My least favorite Apple feature is the insanely pathetic Apple developer forum, which for years featured broken back arrow support so that looking at an item in a list would put you back at page 1 all the time. Why not for once license something great like Discourse or even Stackoverflow and just use that? Or how about leverage your OS's and build a forum APPLICATION that shows off how amazing your technology is instead of a crappy web application. This forum is the only place we can discuss beta development and it sucks horribly. It can't be a lack of money thing.

When I worked there we were so poor they took everything away; the last straw was the popcorn machine supplies. If I wanted a snack I went to the hardware lab where the poor cold guy inside kept a bowl of gummi worms.

Some of what Apple produces is brilliant and amazing, but the amount of that which isn't seems to grow every year. It's funny how Steve focused the company on the bare minimum of products when he came back which allowed them to leverage those and easily build new things on top, which led to the tremendous growth, but now there are leverages on top of leverages on top of leverages.
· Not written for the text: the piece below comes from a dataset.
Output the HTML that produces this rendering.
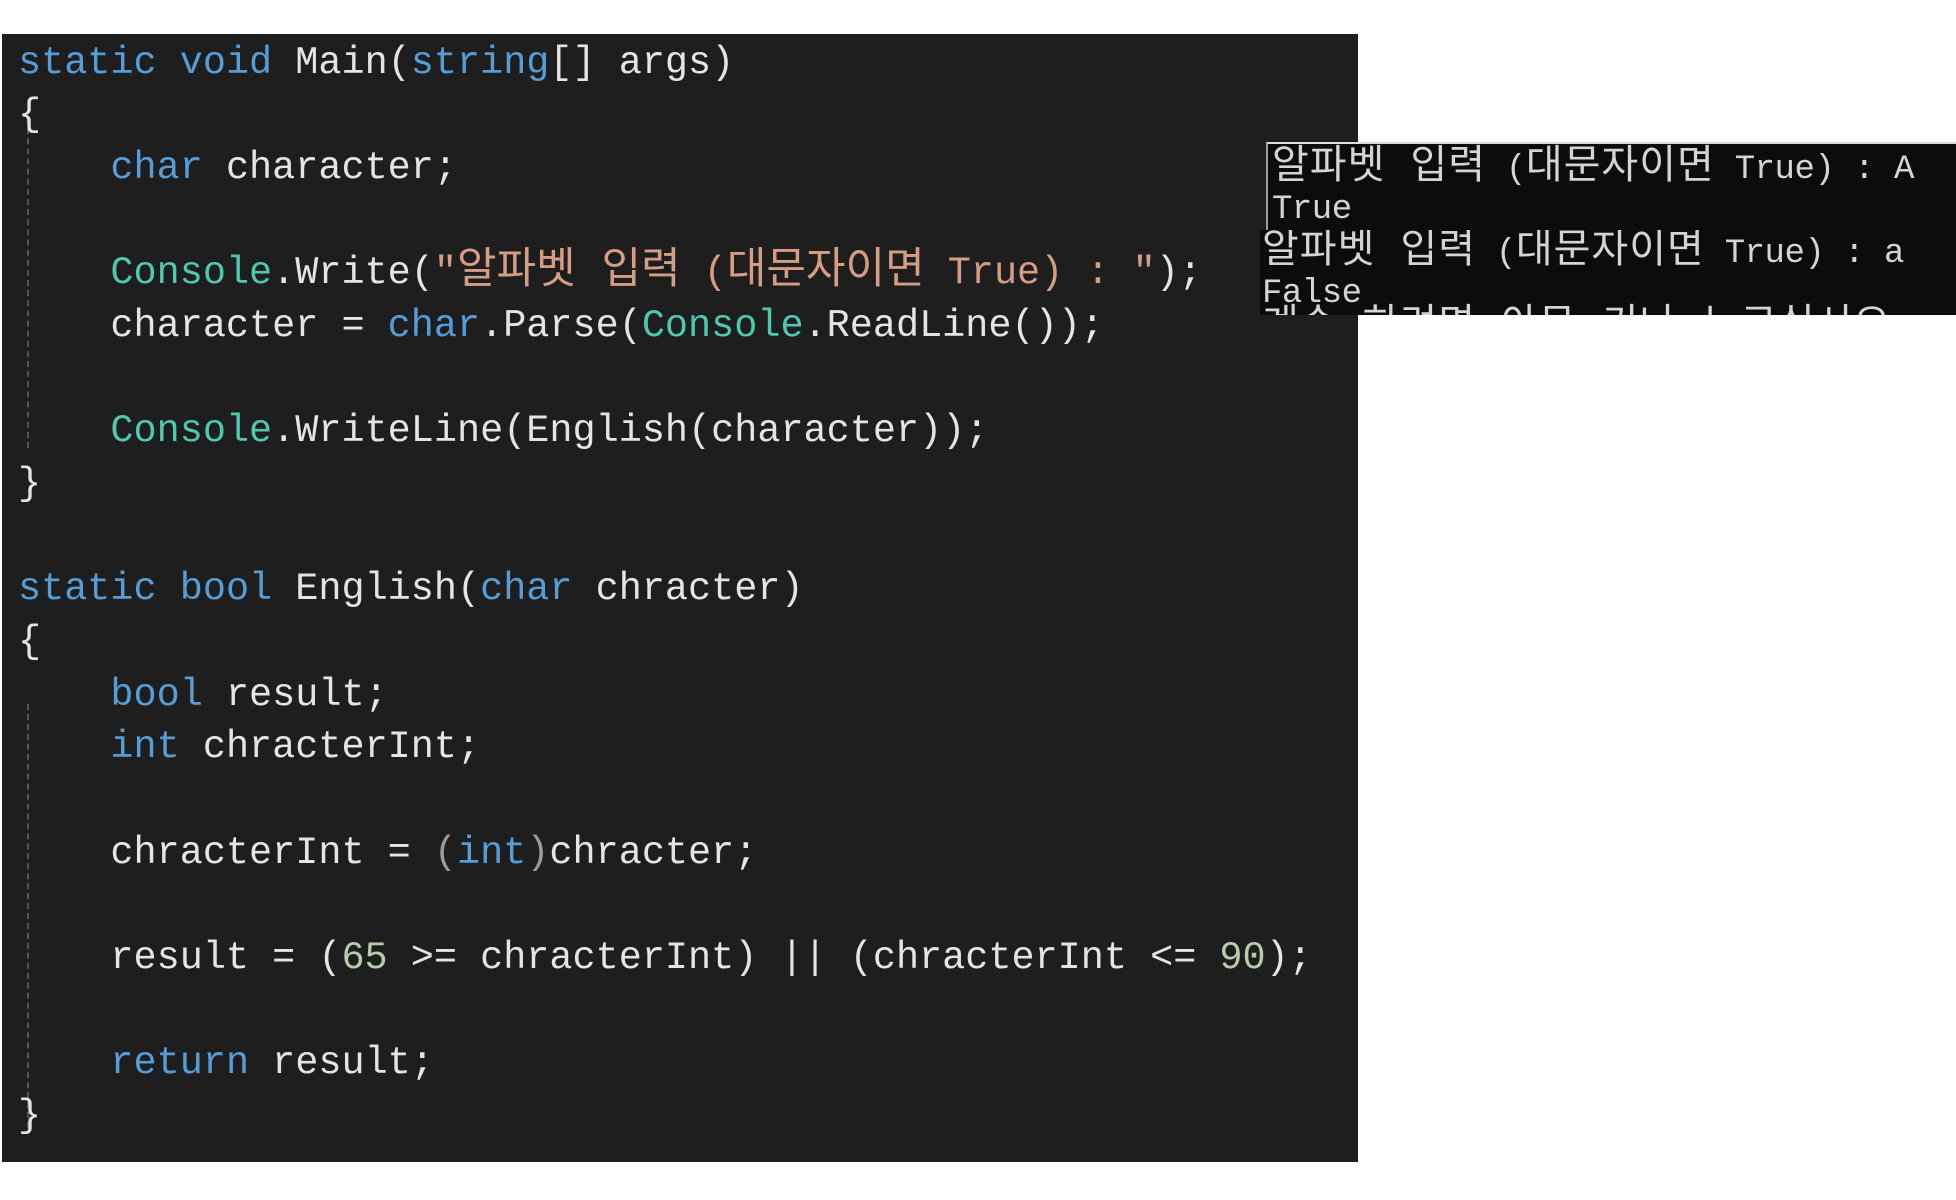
<!DOCTYPE html>
<html><head><meta charset="utf-8"><style>
html,body{margin:0;padding:0;background:#fff;width:1956px;height:1200px;overflow:hidden;position:relative}
#code{position:absolute;left:2px;top:34px;width:1356px;height:1128px;background:#1e1e1e}
.l{position:absolute;left:16px;white-space:pre;font-family:"Liberation Mono","Noto Sans CJK KR",monospace;font-size:38.5px;line-height:52px;color:#e4e4e4}
.k{color:#569cd6}.t{color:#4ec9b0}.s{color:#d69d85}.n{color:#b5cea8}.p{color:#9b9b9b}
.kr{font-size:43px;line-height:40px}
.g{position:absolute;left:25px;width:0;border-left:2px dashed #555}
.con{position:absolute;background:#0c0c0c;overflow:hidden}
.c{position:absolute;white-space:pre;font-family:"Liberation Mono","Noto Sans CJK KR",monospace;font-size:34px;line-height:42px;color:#d4d4d4;letter-spacing:-0.5px}
.c .kr{font-size:40px;line-height:40px;letter-spacing:1px}
</style></head><body>
<div id="code">
<div class="g" style="top:84px;height:330px"></div>
<div class="g" style="top:670px;height:424px"></div>
<div class="l" style="top:3px"><span class="k">static</span> <span class="k">void</span> Main(<span class="k">string</span>[] args)</div>
<div class="l" style="top:55px">{</div>
<div class="l" style="top:108px">    <span class="k">char</span> character;</div>
<div class="l" style="top:213px">    <span class="t">Console</span>.Write(<span class="s">"<span class="kr">알파벳 입력</span> (<span class="kr">대문자이면</span> True) : "</span>);</div>
<div class="l" style="top:266px">    character = <span class="k">char</span>.Parse(<span class="t">Console</span>.ReadLine());</div>
<div class="l" style="top:371px">    <span class="t">Console</span>.WriteLine(English(character));</div>
<div class="l" style="top:424px">}</div>
<div class="l" style="top:529px"><span class="k">static</span> <span class="k">bool</span> English(<span class="k">char</span> chracter)</div>
<div class="l" style="top:582px">{</div>
<div class="l" style="top:635px">    <span class="k">bool</span> result;</div>
<div class="l" style="top:687px">    <span class="k">int</span> chracterInt;</div>
<div class="l" style="top:793px">    chracterInt = <span class="p">(</span><span class="k">int</span><span class="p">)</span>chracter;</div>
<div class="l" style="top:898px">    result = (<span class="n">65</span> &gt;= chracterInt) || (chracterInt &lt;= <span class="n">90</span>);</div>
<div class="l" style="top:1003px">    <span class="k">return</span> result;</div>
<div class="l" style="top:1056px">}</div>
</div>
<div class="con" style="left:1266px;top:142px;width:690px;height:88px;border-left:2px solid #999;border-top:2px solid #ddd">
<div class="c" style="left:4px;top:5px"><span class="kr">알파벳 입력</span> (<span class="kr">대문자이면</span> True) : A</div>
<div class="c" style="left:4px;top:45px">True</div>
</div>
<div class="con" style="left:1260px;top:230px;width:696px;height:85px">
<div class="c" style="left:2px;top:3px"><span class="kr">알파벳 입력</span> (<span class="kr">대문자이면</span> True) : a</div>
<div class="c" style="left:2px;top:43px">False</div>
<div class="c" style="left:2px;top:78px"><span class="kr">계속 하려면 아무 키나 누르십시오</span></div>
</div>
</body></html>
It has to eventually become impossible to manage, unless Apple begins to develop people 2.0 to work and manage all this complexity.

Coming soon: a new Apple building filled with Apple robots building Apple products since people are no longer insanely great enough. I hope not.

I wish Apple was less secretive and released some information on how they build, manage, coordinate and hire enough people to do all of this. It would be interesting to see. Maybe we would be amazed, maybe horrified, but at least we might understand the failures better.

If they really do try to build a car then all hope is lost. Perhaps the project could be named the Copland Car.